Inilah, ungkap Rapp, alasan mengapa orang mudah percaya dan menyukai berita palsu. “Orang cenderung berpikir mereka dapat berpegang pada kabar pertama. Padahal apa yang tersimpan dalam memori tidak lantas membuat informasi tersebut benar,” tulis Rapp dalam artikel di Psychology Today berjudul New Research Shows Why People Believe False Information.

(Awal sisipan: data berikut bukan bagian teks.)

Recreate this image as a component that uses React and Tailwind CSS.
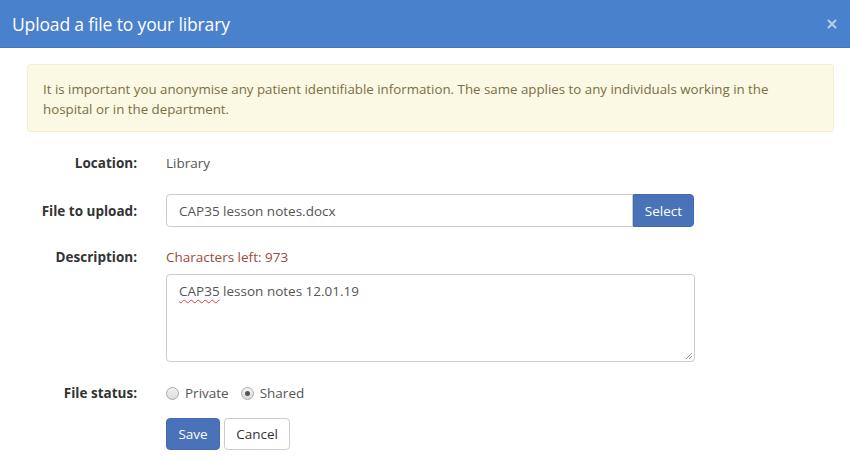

Penyebaran berita palsu atau yang yang akrab kita kenal dengan sebutan hoax, kian tak terkendali. Berita hoax ramai bertebaran terutama di media sosial. Di Indonesia, hoax begitu marak belakangan terutama disebabkan situasi politik yang terus memanas.

Selain bikin pusing, berita hoax juga sangat mungkin menimbulkan gangguan psikologis. Kebenaran semakin sulit dibedakan. Bahkan, berita hoax cenderung menjadikan seperti kecanduan yang membuat penikmatnya semakin tersesat ke dalam sesuatu yang tidak nyata.

Lebih lanjut studi Rapp juga menunjukkan orang menjadi kian sulit untuk menghindar dari informasi yang salah ketika informasi yang salah dan akurat beredar dan berkembang pada waktu yang bersamaan. Sebabnya, lanjut dia, kita dibombardir informasi sepanjang hari sehingga nyaris tak mungkin mengevaluasi secara kritis semua kabar yang dibaca atau didengar.

”Kita sering beralasan telah menggunakan sumber yang terpercaya. Bukan berarti malas untuk menguji kebenaran, meskipun itu pasti berhubungan erat dengan soal percaya dengan berita palsu,” ujar Rapp.

Maraknya hoax selain didukung perkembangan teknologi yang memudahkan penyebaran luas berita bohong. Selain juga kondisi masyarakat sendiri yang pada kenyataannya memang terpecah-pecah karena mempunyai referensi dan lingkungan pergaulan yang berbeda khususnya terkait keyakinannya.

Lepas dari terbatasnya akses terhadap informasi, soal terkait keyakinan ini makin parah karena tidak adanya kebiasaan membaca dan berpikir kritis. Tampaknya pengaruh dari budaya lisan masih begitu kuat. Yang sering disebut masyarakat Indonesia belum sempat terbentuk kebiasaan atau budaya membaca sudah dilanda budaya menonton (TV) yang begitu masif  dan kemudian dilanda tsunami informasi.

Hal yang tak kalah menentukan adalah soal pendidikan yang sepertinya memang menghasilkan produk yang bermasalah karena orang yang berpendidikan tinggi pun, yang dianggap cukup matang untuk menyimak dan menyaring kebenaran informasi, tak kebal dari serangan wabah mempercayai dan menyebarkan hoax.